Stop Losing Money on Spot Instance Interruptions in EKS

Running AWS Spot Instances on EKS can save you 60-90% compared to On-Demand pricing. But without proper interruption handling, you're trading reliability for savings—a tradeoff that will eventually bite you in production.

The Problem

Every engineering leader running EKS faces the same dilemma: Spot Instances promise massive savings, but the fear of unexpected interruptions keeps teams on expensive On-Demand instances "just to be safe."

Here's the reality: AWS can reclaim Spot Instances with just 2 minutes' notice. When this happens to a node in your EKS cluster, any pods running on that node get terminated abruptly. Without graceful handling:

In-flight requests get dropped, causing customer-facing errors
Stateful applications lose data mid-transaction
Downstream services cascade into failure as connections break
Your team gets paged at 3 AM for "random" pod failures

The worst part? Many teams run Spot exclusively to cut costs, then spend that savings (and more) on incident response and customer apologizes.

The Technical Reality

When AWS decides to reclaim a Spot Instance, it sends an Instance Termination Notice via the EC2 metadata service. Your node has exactly 2 minutes to gracefully evacuate workloads before hard termination.

The challenge is that Kubernetes doesn't natively understand Spot interruptions. Without explicit handling, your cluster continues scheduling pods to a node that's about to disappear.

The Solution: A Complete Spot Interruption Strategy

1. Deploy aws-node-termination-handler (NTH)

The Node Termination Handler is the critical first line of defense:

# Install via Helm
helm repo add eks https://aws.github.io/eks-charts
helm install aws-node-termination-handler \
  eks/aws-node-termination-handler \
  --namespace kube-system \
  --set enableSpotInterruptionDraining=true \
  --set enableScheduledEventDraining=true

NTH polls the EC2 metadata service, detects the termination notice, cordons the node (preventing new pods), and initiates a graceful drain—giving your pods the full 2 minutes to shut down cleanly.

2. Configure Pod Disruption Budgets (PDBs)

PDBs ensure your services maintain availability during node drains:

apiVersion: policy/v1
kind: PodDisruptionBudget
metadata:
  name: critical-service-pdb
spec:
  minAvailable: 2
  selector:
    matchLabels:
      app: critical-service

This guarantees at least 2 replicas stay running during any disruption—including Spot interruptions.

3. Diversify Instance Types

Spot interruptions correlate by instance type.

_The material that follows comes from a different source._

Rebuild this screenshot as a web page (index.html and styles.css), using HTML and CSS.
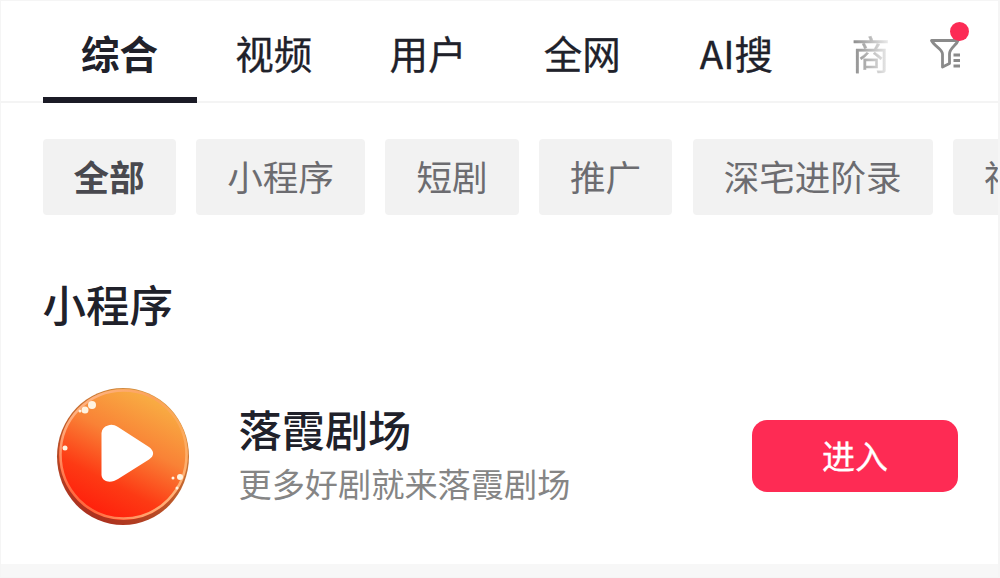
FILE: index.html
```
<!DOCTYPE html>
<html lang="zh-CN">
<head>
    <meta charset="UTF-8">
    <meta name="viewport" content="width=device-width, initial-scale=1.0">
    <title>搜索 - 落霞剧场</title>
    <link rel="stylesheet" href="styles.css">
</head>
<body>
    <div class="page">
        <header class="topbar">
            <nav class="tabs">
                <a class="tab active">综合</a>
                <a class="tab">视频</a>
                <a class="tab">用户</a>
                <a class="tab">全网</a>
                <a class="tab">AI搜</a>
                <a class="tab tab-cut">商</a>
            </nav>
            <button class="filter" aria-label="筛选">
                <svg width="34" height="34" viewBox="0 0 34 34" fill="none" stroke="#8a8a8a" stroke-width="2.8" stroke-linejoin="round">
                    <path d="M2.500 3.500H29C27.500 8.500 20.500 11 20.500 17V26.500L13.500 30V17C13.500 12 5.500 9.500 2.500 3.500Z"/>
                    <path d="M24.500 18h6.500M24.500 23.500h6.500M24.500 29h6.500"/>
                </svg>
                <span class="dot"></span>
            </button>
        </header>

        <div class="chips">
            <span class="chip selected">全部</span>
            <span class="chip">小程序</span>
            <span class="chip">短剧</span>
            <span class="chip">推广</span>
            <span class="chip">深宅进阶录</span>
            <span class="chip">神</span>
        </div>

        <section class="result">
            <h2>小程序</h2>
            <div class="app">
                <svg class="app-icon" width="154" height="154" viewBox="0 0 154 154">
                    <defs>
                        <linearGradient id="face" x1="0.3" y1="0.95" x2="0.75" y2="0.05">
                            <stop offset="0" stop-color="#ff200c"/>
                            <stop offset="0.25" stop-color="#fd3a14"/>
                            <stop offset="0.6" stop-color="#f98236"/>
                            <stop offset="1" stop-color="#f8b044"/>
                        </linearGradient>
                        <linearGradient id="rim" x1="0.2" y1="1" x2="0.8" y2="0">
                            <stop offset="0" stop-color="#a8281c"/>
                            <stop offset="0.5" stop-color="#c0602c"/>
                            <stop offset="1" stop-color="#d89a48"/>
                        </linearGradient>
                        <linearGradient id="shine" x1="0" y1="0" x2="1" y2="1">
                            <stop offset="0" stop-color="#ffc8a0"/>
                            <stop offset="0.4" stop-color="#ff9a68" stop-opacity="0.6"/>
                            <stop offset="0.6" stop-color="#ffb070" stop-opacity="0.5"/>
                            <stop offset="1" stop-color="#ffd098"/>
                        </linearGradient>
                    </defs>
                    <ellipse cx="80" cy="78.500" rx="66" ry="68.500" fill="url(#rim)"/>
                    <ellipse cx="80.500" cy="76.500" rx="64.500" ry="65.500" fill="url(#face)"/>
                    <ellipse cx="80.500" cy="76.500" rx="63" ry="64" fill="none" stroke="url(#shine)" stroke-width="2.500"/>
                    <path d="M65 47.500C68 46 71 46.500 75 49L106 69C111.500 73 111.500 78 106 81.500L75 101C69 105 59.500 105 58.500 97V55C59 51 61 48.500 65 47.500Z" fill="#fff"/>
                    <g fill="#fff3e0">
                        <circle cx="49" cy="27" r="4"/>
                        <circle cx="42" cy="32" r="3.500"/>
                        <circle cx="37" cy="33" r="1.500"/>
                        <circle cx="22" cy="70" r="2.500"/>
                        <circle cx="137" cy="99" r="3"/>
                        <circle cx="130" cy="100" r="1.500"/>
                        <circle cx="134" cy="110" r="1.500"/>
                    </g>
                </svg>
                <div class="app-info">
                    <div class="app-name">落霞剧场</div>
                    <div class="app-desc">更多好剧就来落霞剧场</div>
                </div>
                <button class="enter">进入</button>
            </div>
        </section>
        <div class="divider"></div>
    </div>
</body>
</html>
```

FILE: styles.css
```
* {
    box-sizing: border-box;
}

body {
    margin: 0;
    background: #fff;
    font-family: "Noto Sans CJK SC", sans-serif;
    color: #20212a;
}

button {
    border: none;
    padding: 0;
    font-family: inherit;
}

.page {
    display: flex;
    flex-direction: column;
    width: 1000px;
    height: 578px;
    overflow: hidden;
    border: 1px solid #f5f5f5;
    border-right-width: 2px;
}

/* Onglets */
.topbar {
    display: flex;
    flex-shrink: 0;
    height: 102px;
    padding-left: 41.5px;
    box-shadow: inset 0 -2px #f4f4f4;
}

.tabs {
    display: flex;
    width: 848px;
    overflow: hidden;
}

.tab {
    flex: 0 0 154.2px;
    height: 102px;
    padding-top: 22px;
    font-size: 38.5px;
    line-height: 58px;
    text-align: center;
    -webkit-text-stroke: 0.3px;
}

.tab.active {
    font-weight: bold;
    border-bottom: 6px solid #1b1b26;
    -webkit-text-stroke: 0;
}

.tab-cut {
    padding-left: 38px;
    text-align: left;
    color: transparent;
    background: linear-gradient(to right, #888 38px, #ececec 76px);
    background-clip: text;
    -webkit-background-clip: text;
}

.filter {
    position: relative;
    align-self: flex-start;
    width: 34px;
    height: 34px;
    margin: 36px 0 0 38px;
    background: none;
}

.filter svg {
    display: block;
}

.dot {
    position: absolute;
    top: -15px;
    right: -6px;
    width: 19px;
    height: 19px;
    border-radius: 50%;
    background: #fc2b55;
}

/* Filtres */
.chips {
    display: flex;
    flex-shrink: 0;
    gap: 20.5px;
    padding: 36px 0 0 41.5px;
    overflow: hidden;
}

.chip {
    flex-shrink: 0;
    height: 76px;
    padding: 0 31px;
    border-radius: 4px;
    background: #f2f2f2;
    color: #6c6c70;
    font-size: 35.6px;
    line-height: 74px;
}

.chip.selected {
    color: #49494f;
    font-weight: bold;
}

/* Mini-programme */
.result {
    flex: 1;
    padding: 57px 40px 0 41.5px;
}

h2 {
    margin: 0;
    font-size: 43.5px;
    font-weight: 500;
    line-height: 64px;
}

.app {
    display: flex;
    align-items: center;
    margin-top: 42px;
}

.app-icon {
    flex-shrink: 0;
}

.app-info {
    flex: 1;
    margin: -2px 0 0 42px;
}

.app-name {
    font-size: 43.2px;
    font-weight: 500;
    line-height: 58px;
}

.app-desc {
    color: #858585;
    font-size: 33.2px;
    line-height: 52px;
}

.enter {
    width: 206px;
    height: 72px;
    margin-top: 1px;
    border-radius: 15px;
    background: #fe2b54;
    color: #fff;
    font-size: 33px;
    line-height: 70px;
    padding-bottom: 2px;
    -webkit-text-stroke: 0.3px;
}

.divider {
    flex-shrink: 0;
    height: 13px;
    background: #f7f7f7;
}
```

If you're running all m5.xlarge, a single capacity squeeze can hit all your nodes simultaneously.

With Karpenter, diversification is trivial:

apiVersion: karpenter.sh/v1alpha5
kind: Provisioner
spec:
  requirements:
    - key: karpenter.sh/capacity-type
      operator: In
      values: ["spot"]
    - key: node.kubernetes.io/instance-type
      operator: In
      values: ["m5.xlarge", "m5a.xlarge", "m6i.xlarge", 
               "c5.xlarge", "c5a.xlarge", "r5.xlarge"]

4. Implement Graceful Shutdown in Applications

Your applications must handle SIGTERM properly:

import signal
import sys

def graceful_shutdown(signum, frame):
    # Finish in-flight requests
    server.stop(grace=30)  # 30-second grace period
    # Close database connections
    db.close()
    sys.exit(0)

signal.signal(signal.SIGTERM, graceful_shutdown)

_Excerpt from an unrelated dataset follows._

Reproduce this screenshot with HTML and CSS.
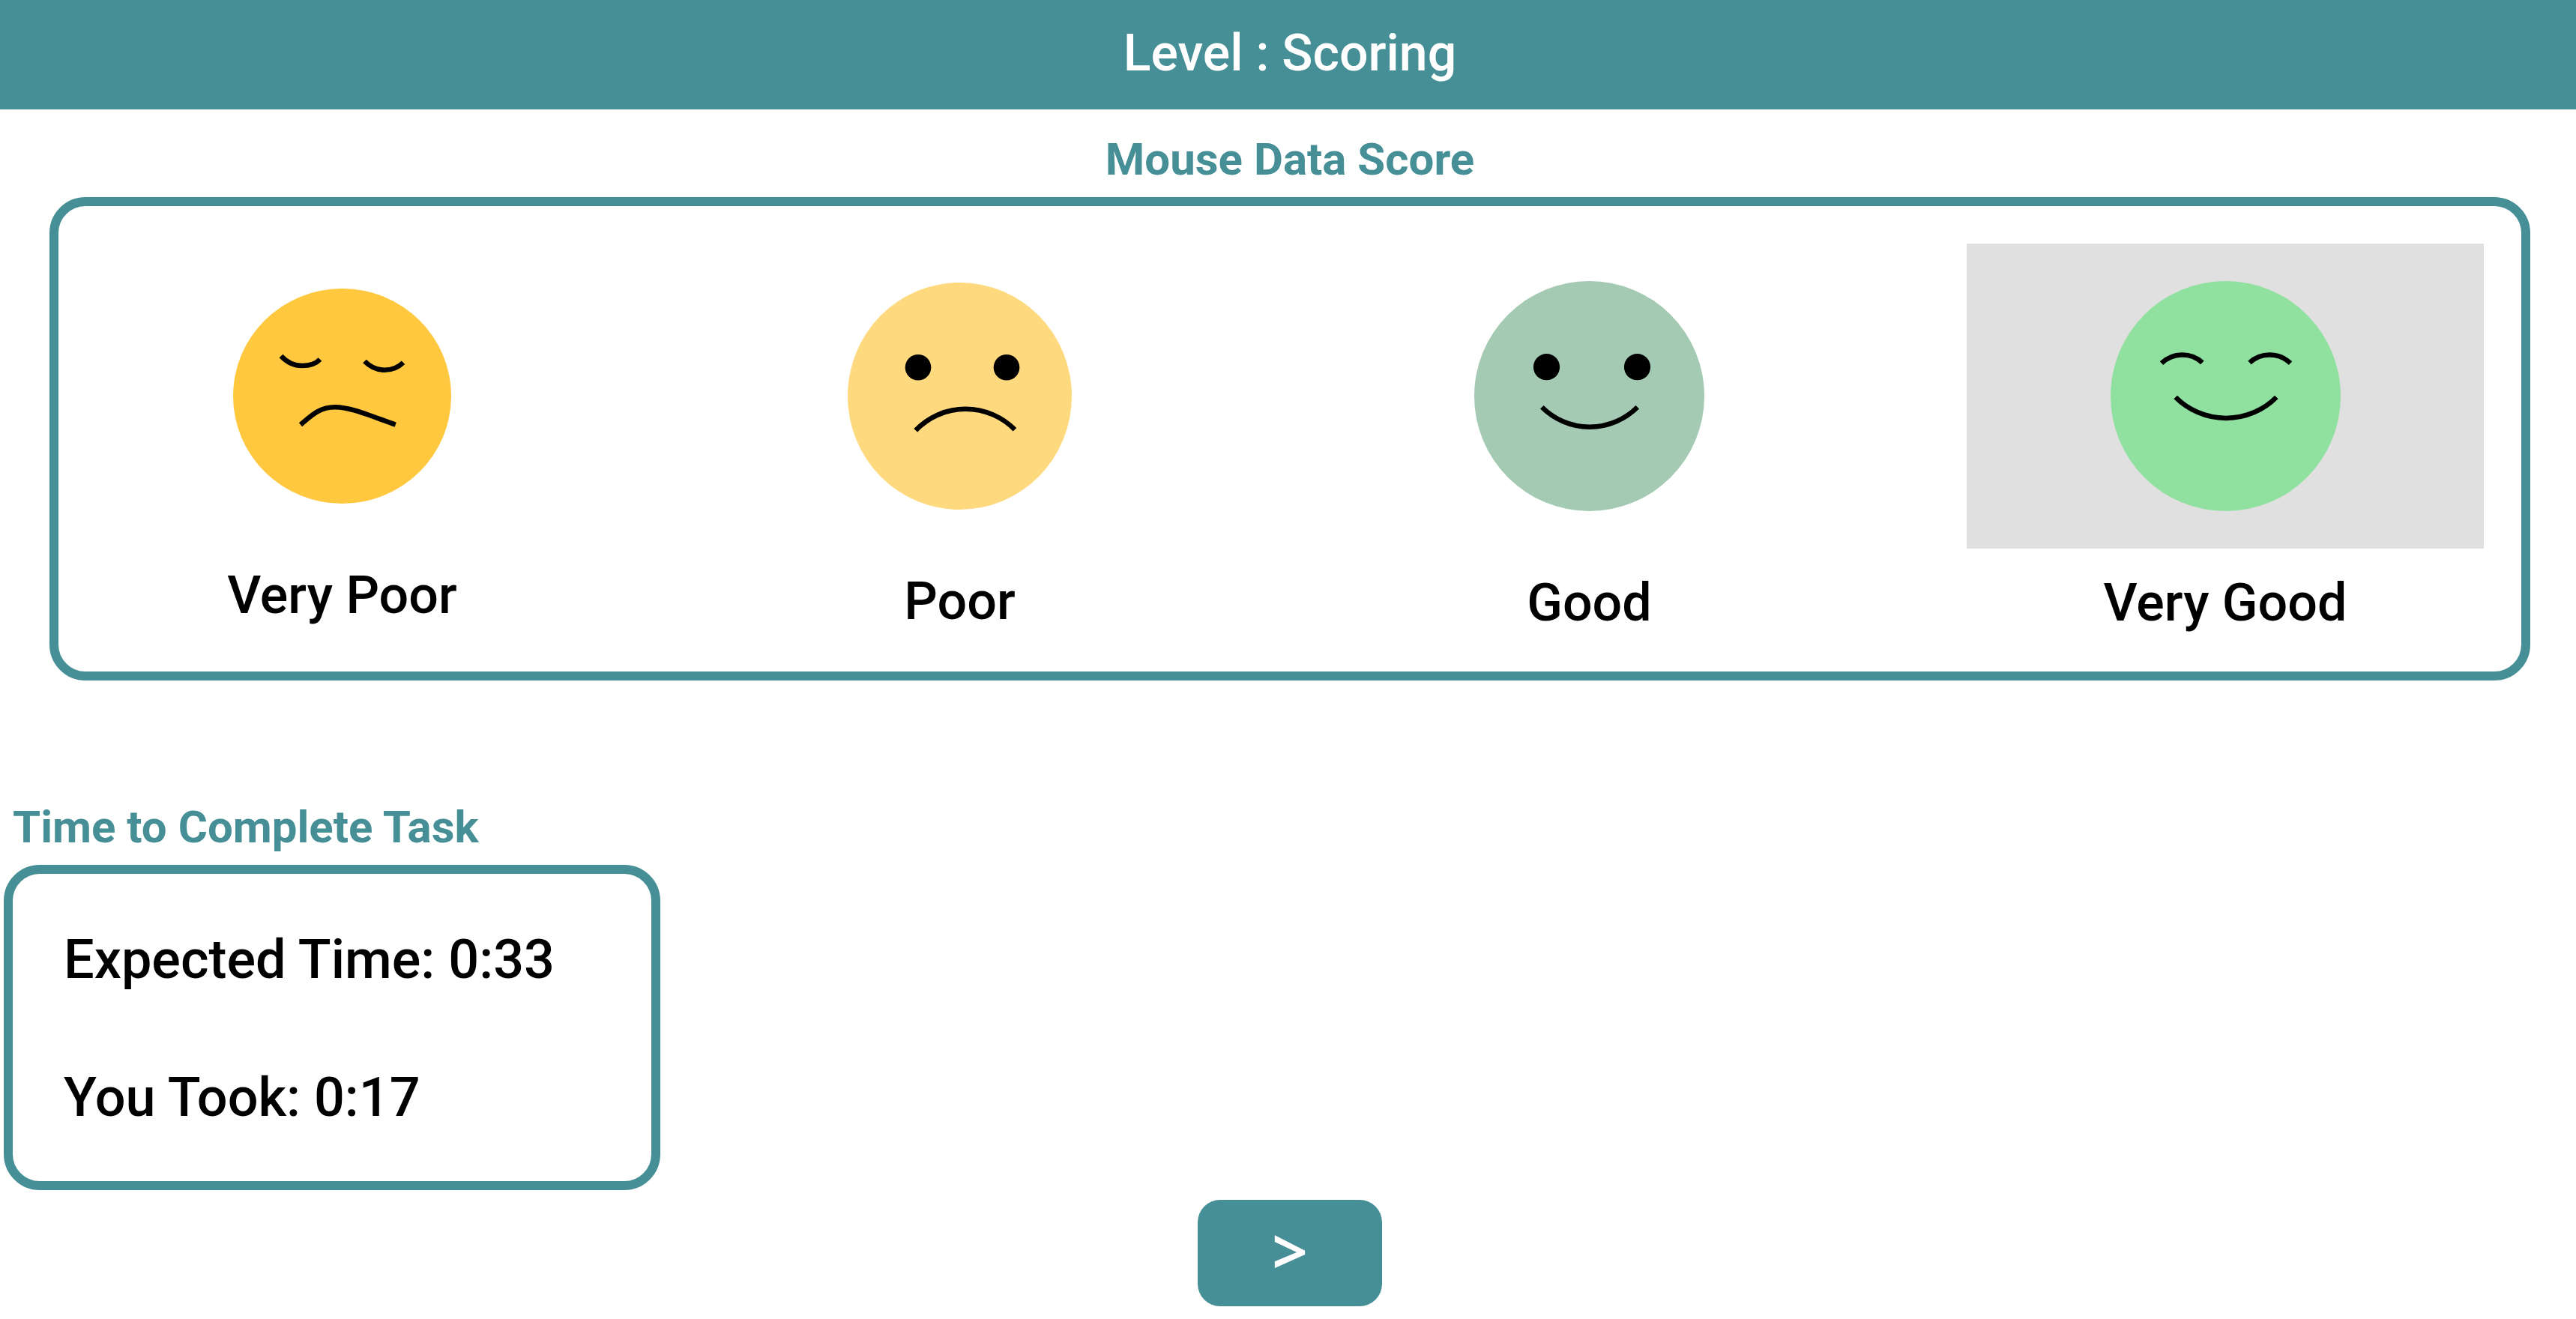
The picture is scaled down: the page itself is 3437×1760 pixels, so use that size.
FILE: index.html
```html
<!DOCTYPE html>
<html lang="en">
<head>
<meta charset="utf-8">
<meta name="viewport" content="width=device-width, initial-scale=1">
<title>Level : Scoring</title>
<link rel="stylesheet" href="styles.css">
</head>
<body>
<header class="topbar">
  <h1 class="topbar-title">Level : Scoring</h1>
</header>
<main class="page">
  <section class="score">
    <h2 class="heading heading-center">Mouse Data Score</h2>
    <div class="panel ratings">
      <figure class="rating">
        <div class="rating-face">
          <svg class="face" width="291" height="287" viewBox="0 0 291 287" aria-hidden="true">
            <ellipse cx="145.5" cy="143.5" rx="145.5" ry="143.5" fill="#ffc83f"/>
            <path class="line" d="M64 90Q76 103 92 103T116 94.500"/>
            <path class="line" d="M175.500 97Q187 108.700 202 108.700T227 98.700"/>
            <path class="line" d="M90 181.700C104 170 115 158.300 136 158.300C156 158.300 178 168 216.700 181.700"/>
          </svg>
        </div>
        <figcaption class="rating-label">Very Poor</figcaption>
      </figure>
      <figure class="rating">
        <div class="rating-face">
          <svg class="face" width="299" height="303" viewBox="0 0 299 303" aria-hidden="true">
            <ellipse cx="149.5" cy="151.5" rx="149.5" ry="151.5" fill="#ffd97d"/>
            <circle cx="94" cy="113.300" r="17.300"/>
            <circle cx="212" cy="113.300" r="17.300"/>
            <path class="line" d="M90.700 197.300A92 92 0 0 1 223 196.300"/>
          </svg>
        </div>
        <figcaption class="rating-label">Poor</figcaption>
      </figure>
      <figure class="rating">
        <div class="rating-face">
          <svg class="face" width="307" height="307" viewBox="0 0 307 307" aria-hidden="true">
            <circle cx="153.5" cy="153.5" r="153.5" fill="#a4cab3"/>
            <circle cx="96.500" cy="114.700" r="17.600"/>
            <circle cx="217.500" cy="114.700" r="17.600"/>
            <path class="line" d="M90.300 168.300A90 90 0 0 0 217.700 168.300"/>
          </svg>
        </div>
        <figcaption class="rating-label">Good</figcaption>
      </figure>
      <figure class="rating rating-selected">
        <div class="rating-face">
          <svg class="face" width="307" height="307" viewBox="0 0 307 307" aria-hidden="true">
            <circle cx="153.5" cy="153.5" r="153.5" fill="#90e0a0"/>
            <path class="line" d="M68 109.700A40 40 0 0 1 122.500 108.900"/>
            <path class="line" d="M185.500 108.900A40 40 0 0 1 240 109.700"/>
            <path class="line" d="M86.700 155A95 95 0 0 0 221.300 155"/>
          </svg>
        </div>
        <figcaption class="rating-label">Very Good</figcaption>
      </figure>
    </div>
  </section>
  <section class="timing">
    <h2 class="heading">Time to Complete Task</h2>
    <div class="panel times">
      <p class="time">Expected Time: 0:33</p>
      <p class="time">You Took: 0:17</p>
    </div>
  </section>
  <div class="actions">
    <button class="next" type="button">&gt;</button>
  </div>
</main>
</body>
</html>
```
FILE: styles.css
```css
:root {
  --teal: #478f96;
}

* {
  box-sizing: border-box;
}

body {
  margin: 0;
  background: #fff;
  color: #000;
  font-family: Roboto, "Noto Sans", sans-serif;
}

h1, h2, p, figure {
  margin: 0;
}

.topbar {
  display: flex;
  align-items: center;
  justify-content: center;
  min-height: 146px;
  padding: 0 0 4px 5px;
  background: var(--teal);
}

.topbar-title {
  color: #fff;
  font-size: 68px;
  font-weight: 500;
  line-height: 84px;
}

.page {
  padding-left: 5px;
}

.heading {
  padding: 25px 12px 8px;
  color: var(--teal);
  font-size: 60px;
  font-weight: 700;
  line-height: 84px;
}

.heading-center {
  text-align: center;
}

.panel {
  border: 12px solid var(--teal);
  border-radius: 48px;
}

.ratings {
  display: grid;
  grid-template-columns: 657fr 673fr 689fr 690fr;
  column-gap: 159px;
  align-items: center;
  margin: 0 61px;
  padding: 50px;
}

.rating-face {
  display: flex;
  justify-content: center;
  padding: 50px 0;
}

.rating-selected .rating-face {
  background: #e0e0e0;
}

.face {
  display: block;
}

.line {
  fill: none;
  stroke: #000;
  stroke-width: 6.5;
}

.rating-label {
  padding-top: 30px;
  text-align: center;
  font-size: 70px;
  font-weight: 500;
  line-height: 84px;
}

.timing {
  margin-top: 129px;
}

.times {
  display: flex;
  flex-direction: column;
  gap: 100px;
  width: 876px;
  max-width: 100%;
  padding: 73px 68px 69px;
}

.time {
  font-size: 72px;
  font-weight: 500;
  line-height: 84px;
}

.actions {
  display: flex;
  justify-content: center;
  padding: 13px 0 17px;
}

.next {
  min-width: 246px;
  height: 142px;
  padding: 0 0 6px;
  border: 0;
  border-radius: 30px;
  background: var(--teal);
  color: #fff;
  font-family: "Noto Sans", sans-serif;
  font-size: 84px;
  font-weight: 600;
  line-height: 84px;
}
```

Match your terminationGracePeriodSeconds in Kubernetes to your actual shutdown time:

spec:
  terminationGracePeriodSeconds: 60

The Payoff

Teams implementing this strategy achieve 70%+ Spot adoption with zero customer-facing incidents during interruptions. The 60-90% compute savings become real, tangible savings instead of hidden costs from incidents and reliability debt.

Consider the math: A typical mid-market EKS cluster running $50K/month in compute can save $30-45K/month with proper Spot adoption. That's $360-540K annually—money that goes directly to your bottom line instead of AWS.

But here's what most cost optimization guides won't tell you: the savings only materialize if you maintain reliability. One major outage from a poorly-handled Spot interruption can cost more in customer trust and engineering time than months of Spot savings.

Need Help?

At Uptime & Spend, we specialize in EKS cost optimization and reliability. We've helped mid-market companies implement Spot strategies that cut their AWS bills by 18-35% in 30 days—without sacrificing reliability.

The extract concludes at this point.